Everyone had a good laugh last week at the expense of Matthew Petersen, chairman or commissioner at the Federal Election Commission since 2008, who had been nominated by President Trump to a seat on the U.S. District Court for the District of Columbia. In a televised hearing before the Senate Judiciary Committee, Sen. John Neely Kennedy (R-La.) asked a panel of federal judicial nominees if any of them had not “tried a case to verdict in a courtroom.” Alone among the candidates, Petersen raised his hand.
His candor should have answered the question sufficiently for the senator’s purpose: Petersen’s experience of the law has been civil and administrative—hence his eminence at the FEC—not as a litigator. But his candor also gave Kennedy an opportunity to illustrate what Dean Acheson once described as “senatorial humor,” which, in Acheson’s experience, “contains a sadistic element.” In slow, deliberately methodical cadence, Kennedy proceeded, one by one, through the various levels of trial practice—bench, civil, criminal, state, federal, and so on—to which Petersen was repeatedly obliged to answer, “No.”
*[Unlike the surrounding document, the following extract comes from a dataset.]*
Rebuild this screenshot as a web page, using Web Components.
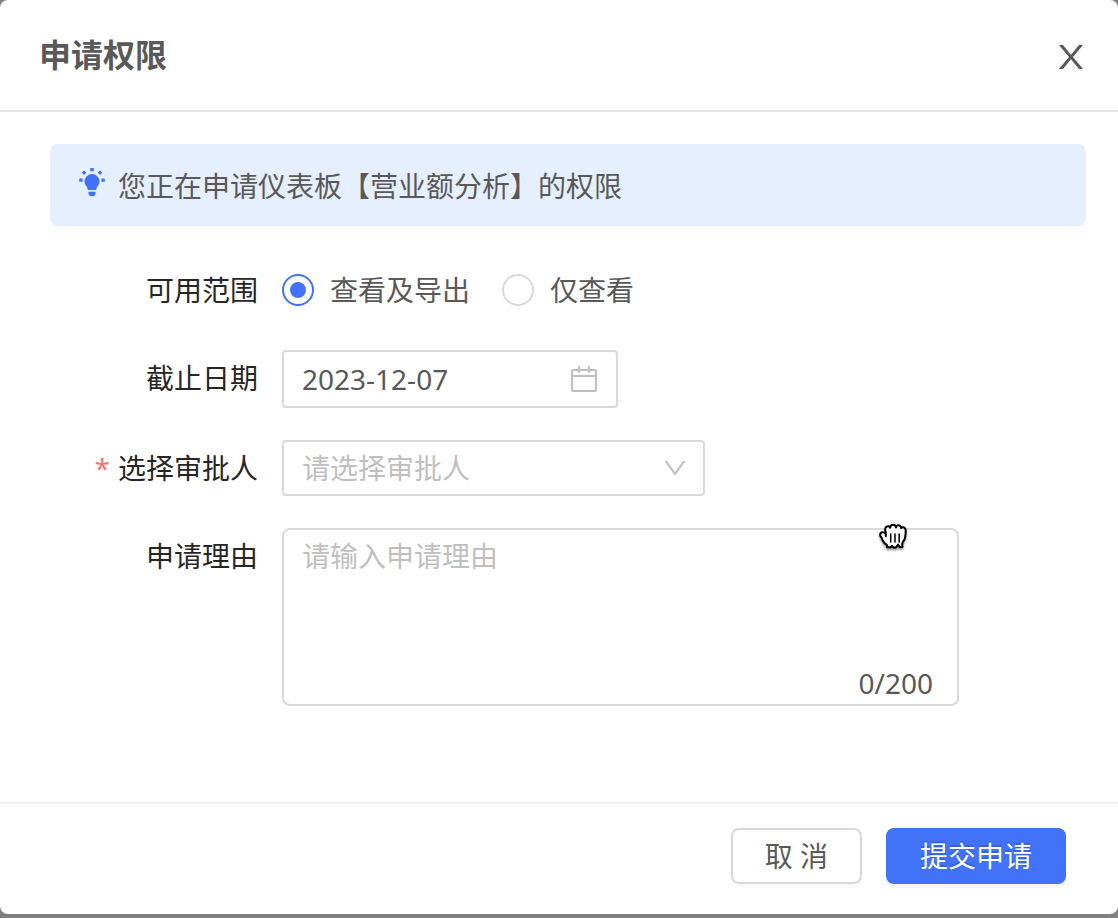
<!DOCTYPE html>
<html lang="zh-CN">
<head>
<meta charset="utf-8">
<meta name="viewport" content="width=device-width, initial-scale=1">
<title>申请权限</title>
<style>
html {
  background: #808080;
}
body {
  margin: 0;
  color: #595959;
  font: 28px/40px "Noto Sans", "Noto Sans CJK SC", sans-serif;
}
</style>
</head>
<body>
<permission-request></permission-request>

<script>
const define = (name, html, setup) => {
  const template = document.createElement("template");
  template.innerHTML = html;

  customElements.define(name, class extends HTMLElement {
    constructor() {
      super();
      this.attachShadow({ mode: "open" });
      this.shadowRoot.appendChild(template.content.cloneNode(true));
      if (setup) setup(this, this.shadowRoot);
    }
  });
};

define("modal-dialog", `
<style>
:host {
  display: block;
  background: #fff;
  border-radius: 8px;
}
header {
  display: flex;
  align-items: center;
  justify-content: space-between;
  height: 110px;
  padding: 0 28px 0 39px;
  border-bottom: 2px solid #e3e3e3;
}
h1 {
  margin: 0;
  font-size: 32px;
  font-weight: 600;
}
.close {
  display: flex;
  margin: 4px 0 0;
  padding: 0;
  border: 0;
  background: none;
  color: inherit;
  cursor: pointer;
}
.body {
  padding: 32px 32px 96px 50px;
}
footer {
  display: flex;
  justify-content: flex-end;
  gap: 24px;
  padding: 24px 52px 30px;
  border-top: 2px solid #f0f0f0;
}
</style>

<header>
  <h1><slot name="title"></slot></h1>
  <button class="close" type="button" aria-label="关闭">
    <svg width="38" height="38" viewBox="0 0 1024 1024" fill="currentColor"><path d="M563.8 512l262.5-312.9c4.4-5.2.7-13.1-6.1-13.1h-79.8c-4.7 0-9.2 2.1-12.3 5.7L511.6 449.8 295.1 191.7c-3-3.6-7.5-5.7-12.3-5.7H203c-6.8 0-10.5 7.9-6.1 13.1L459.4 512 196.9 824.9A7.95 7.95 0 0 0 203 838h79.8c4.7 0 9.2-2.1 12.3-5.7l216.5-258.1 216.5 258.1c3 3.6 7.5 5.7 12.3 5.7h79.8c6.8 0 10.5-7.9 6.1-13.1L563.8 512z"/></svg>
  </button>
</header>
<div class="body"><slot></slot></div>
<footer><slot name="footer"></slot></footer>
`);

define("notice-bar", `
<style>
:host {
  display: flex;
  align-items: center;
  gap: 12px;
  padding: 22px 28px 20px;
  border-radius: 8px;
  background: #e6effd;
}
svg {
  flex: none;
  color: #4172f7;
}
</style>

<svg width="28" height="36" viewBox="0 0 28 36" fill="currentColor">
  <path d="M14 6a7.5 7.500 0 0 1 7.500 7.500c0 2.300-1.100 4-2.500 5.300L18.200 22H9.800L9 18.800c-1.400-1.300-2.500-3-2.500-5.300A7.500 7.500 0 0 1 14 6z"/>
  <path d="M10.500 23.700h7v1.500a3 3 0 0 1-3 3h-1a3 3 0 0 1-3-3z"/>
  <path d="M12.200 0h3.600v3.200h-3.600zM1.200 10.400h3.400v3.400H1.200zM23.400 10.400h3.400v3.400h-3.400z"/>
  <path d="M6 2.500l2.300 2.200L6 7 3.800 4.700zM22 2.500l2.200 2.200L22 7l-2.300-2.300z"/>
</svg>
<slot></slot>
`);

define("form-row", `
<style>
:host {
  display: grid;
  grid-template-columns: 208px minmax(0, 1fr);
  column-gap: 24px;
}
.label {
  display: flex;
  justify-content: flex-end;
  gap: 8px;
  line-height: 56px;
  color: #262626;
}
.mark {
  display: none;
  color: #f5786d;
}
:host([required]) .mark {
  display: block;
}
</style>

<div class="label"><span class="mark">*</span><slot name="label"></slot></div>
<slot></slot>
`);

define("scope-radios", `
<style>
:host {
  display: flex;
  align-items: center;
  gap: 32px;
  min-height: 56px;
}
label {
  display: flex;
  align-items: center;
  gap: 16px;
}
input {
  appearance: none;
  display: grid;
  place-items: center;
  width: 32px;
  height: 32px;
  margin: 0;
  border: 2px solid #d9d9d9;
  border-radius: 50%;
}
input:checked {
  border-color: #4172f7;
}
input:checked::before {
  content: "";
  width: 16px;
  height: 16px;
  border-radius: 50%;
  background: #4172f7;
}
</style>

<label><input type="radio" name="scope" value="export" checked>查看及导出</label>
<label><input type="radio" name="scope" value="view">仅查看</label>
`);

// box around a slotted native control, with an icon on the right
define("field-box", `
<style>
:host {
  display: grid;
  align-items: center;
  box-sizing: border-box;
  width: 100%;
  border: 2px solid #d9d9d9;
  border-radius: 4px;
}
::slotted(input),
::slotted(select) {
  grid-area: 1 / 1;
  appearance: none;
  box-sizing: border-box;
  width: 100%;
  height: var(--control-height, 52px);
  margin: 0;
  padding: 0 56px 0 18px;
  border: 0;
  outline: 0;
  background: none;
  color: inherit;
  font: inherit;
}
::slotted(svg) {
  grid-area: 1 / 1;
  justify-self: end;
  margin-right: var(--icon-inset, 18px);
  color: #bfbfbf;
  pointer-events: none;
}
</style>

<slot></slot>
`);

define("count-box", `
<style>
:host {
  display: block;
  position: relative;
  box-sizing: border-box;
  width: 100%;
  max-width: 677px;
}
::slotted(textarea) {
  display: block;
  box-sizing: border-box;
  width: 100%;
  height: 178px;
  margin: 0;
  padding: 6px 18px;
  border: 2px solid #d9d9d9;
  border-radius: 8px;
  outline: 0;
  resize: none;
  background: #fff;
  color: inherit;
  font: inherit;
}
.count {
  position: absolute;
  right: 26px;
  bottom: 3px;
}
</style>

<slot></slot>
<span class="count">0/200</span>
`, (host, root) => {
  host.addEventListener("input", (event) => {
    root.querySelector(".count").textContent = `${event.target.value.length}/200`;
  });
});

define("action-button", `
<style>
:host {
  display: block;
}
button {
  display: block;
  height: 56px;
  padding: 0 32px;
  border: 2px solid #d9d9d9;
  border-radius: 8px;
  background: #fff;
  box-shadow: 0 4px 0 rgba(0, 0, 0, 0.02);
  color: inherit;
  font: inherit;
  cursor: pointer;
}
:host([primary]) button {
  border-color: #4172f7;
  background: #4172f7;
  box-shadow: 0 4px 0 rgba(0, 0, 0, 0.04);
  color: #fff;
  text-shadow: 0 -2px 0 rgba(0, 0, 0, 0.12);
}
</style>

<button type="button"><slot></slot></button>
`);

define("grab-cursor", `
<style>
:host {
  position: absolute;
  top: -6px;
  right: 49px;
  width: 32px;
  height: 32px;
  pointer-events: none;
}
svg {
  display: block;
  filter: drop-shadow(0 2px 1px rgba(0, 0, 0, 0.4));
}
</style>

<svg width="32" height="32" viewBox="0 0 32 32" fill="#fff" stroke="#000" stroke-width="2" stroke-linecap="round" stroke-linejoin="round">
  <path d="M7.8 10.6C7 8.300 6.900 6 8.200 4.900c1.500-1.200 3.300-.6 4 .8.1-1.800 1.200-3 2.900-3 1.600 0 2.700 1 2.900 2.700.4-1.500 1.400-2.300 2.800-2.100 1.500.2 2.300 1.300 2.300 2.900.8-1 1.900-1.300 3-.7 1.500.8 1.800 2.300 1.600 4.300-.2 3-.2 4.800-1 7-.7 1.800-1.900 2.900-2.300 4.300-.3 1.200-.2 2.500.1 3.900h-2.900l-1.500-2.400-2 2.800h-2.600L14 24l-1.400 1.300H9v-2.100c-1.200-1-3-2.500-4-4.300-.8-1.500-1-2.800-2-4-.9-1.200-1.200-2.800-.2-3.900 1.300-1.400 3.500-.7 5 1.200v2"/>
  <path d="M12.700 12v8M17 12v8M21.200 12v8" fill="none" stroke-width="1.500"/>
</svg>
`);

define("permission-request", `
<style>
:host {
  display: block;
}
form {
  display: grid;
  gap: 32px;
  padding-top: 36px;
}
.date {
  --control-height: 54px;
  max-width: 336px;
}
.approver {
  --icon-inset: 14px;
  max-width: 423px;
}
select:invalid {
  color: #bfbfbf;
}
::placeholder {
  color: #bfbfbf;
  opacity: 1;
}
</style>

<modal-dialog>
  <span slot="title">申请权限</span>

  <notice-bar>您正在申请仪表板【营业额分析】的权限</notice-bar>

  <form>
    <form-row>
      <span slot="label">可用范围</span>
      <scope-radios role="radiogroup" aria-label="可用范围"></scope-radios>
    </form-row>
    <form-row>
      <label slot="label" for="deadline">截止日期</label>
      <field-box class="date">
        <input id="deadline" type="text" value="2023-12-07">
        <svg width="28" height="28" viewBox="0 0 28 28" fill="none" stroke="currentColor" stroke-width="2">
          <rect x="2" y="5" width="24" height="21" rx="1"/>
          <path d="M2 11h24M9 1v7M19 1v7"/>
        </svg>
      </field-box>
    </form-row>
    <form-row required>
      <label slot="label" for="approver">选择审批人</label>
      <field-box class="approver">
        <select id="approver" required>
          <option value="" selected disabled hidden>请选择审批人</option>
        </select>
        <svg width="28" height="28" viewBox="0 0 1024 1024" fill="currentColor"><path d="M884 256h-75c-5.100 0-9.900 2.500-12.900 6.600L512 654.200 227.900 262.600c-3-4.100-7.800-6.600-12.900-6.600h-75c-6.500 0-10.300 7.400-6.500 12.700l352.600 486.100c12.800 17.600 39 17.600 51.700 0l352.600-486.100c3.900-5.300.1-12.700-6.400-12.700z"/></svg>
      </field-box>
    </form-row>
    <form-row>
      <label slot="label" for="reason">申请理由</label>
      <count-box>
        <textarea id="reason" maxlength="200" placeholder="请输入申请理由"></textarea>
        <grab-cursor></grab-cursor>
      </count-box>
    </form-row>
  </form>

  <action-button slot="footer">取 消</action-button>
  <action-button slot="footer" primary>提交申请</action-button>
</modal-dialog>
`);
</script>
</body>
</html>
Given the customarily toxic nature of politics in Washington, Petersen’s ordeal became an Internet sensation. The process was accelerated by Kennedy’s Senate colleague Sheldon Whitehouse (D-R.I.), who tore a page from President Trump’s book and tweeted to his followers (“MUST WATCH”) a truncated version of Petersen’s testimony: The nominee was asked “basic questions of law”—which is not especially precise—“and [couldn’t] answer a single one,” Whitehouse exulted.
“Hoo-boy.”
Petersen, whose knowledge of capital folkways exceeds his courtroom experience, instantly recognized the writing on the wall and withdrew his nomination in a letter to Trump:
For his part, Kennedy was, in senatorial fashion, magnanimous: Petersen, he allowed, is not “quite ready to be a federal judge.” Of course, the fact that Kennedy and his colleague Whitehouse are products of two of the more corrupt legal/political cultures in America—Louisiana and Rhode Island—somehow passed unnoticed in the press. Nevertheless, in some useful postmortem reporting, the New York Times did reveal that Kennedy’s motivation might have had simple, but telling, origins. Petersen was undoubtedly promoted within the White House by Donald McGahn, Trump’s judge-picker and Petersen’s former colleague on the FEC, and McGahn had recently defied Kennedy’s wishes on a Louisiana judicial appointment.
This was payback.
For the record, I have no idea what kind of federal district jurist Petersen might have made—or, if he follows Kennedy’s advice and handles some arson and divorce cases, may yet make. But the underlying premise of the instant, and unanimous, media assault on Petersen is based on a fallacy. For in truth, the only thing that Kennedy managed to (intentionally) demonstrate is that Petersen, like many other people with diplomas from law school, has never been a litigator—and there is no reason, or requirement, that the federal bench must be filled exclusively with trial lawyers.
Indeed, surveying some of the better-known occupants of the federal bench in American history, one is struck by the fact that many of the most exalted reputations—Oliver Wendell Holmes, Learned Hand, Felix Frankfurter, for example—rest on a lack of trial experience that would horrify Senator Kennedy. Holmes and Hand, for example, put the practice of law behind them as quickly as possible before ascending to administrative and faculty appointments and judgeships. To my knowledge, Frankfurter, who was more politician than attorney and spent the bulk of his pre-Supreme Court career teaching at Harvard, seems never to have “tried a case to verdict in a courtroom.”
For that matter, the judicial candidate whose background most resembles the 47-year-old Petersen’s is William O. Douglas, the great liberal hero of the Warren Court, who practiced law for a couple of months before graduating to political/administrative posts and as the 41-year-old chairman of the Securities and Exchange Commission was “quite ready” to be appointed to the Supreme Court by Franklin Roosevelt.
To be sure, the larger problem is that the process by which the federal judiciary is populated has grown increasingly—one might say poisonously—politicized in recent decades, and both parties are guilty of accelerating the trend.
In the 1970s, Richard Nixon began the practice of confining Supreme Court appointments to federal judges with a reliable judicial “track record,” and in the 1980s, Sen. Joe Biden (D-Del.) initiated the tradition of routinely scuttling nominees on a partisan basis. The result is that our current Supreme Court consists of politically reliable appellate judges—and one failed appellate nominee (Elena Kagan)—while the lower courts appear to be off-limits to lawyers whose experience is in public service, not county courthouses.
Hoo-boy.
Philip Terzian is a senior editor at THE WEEKLY STANDARD.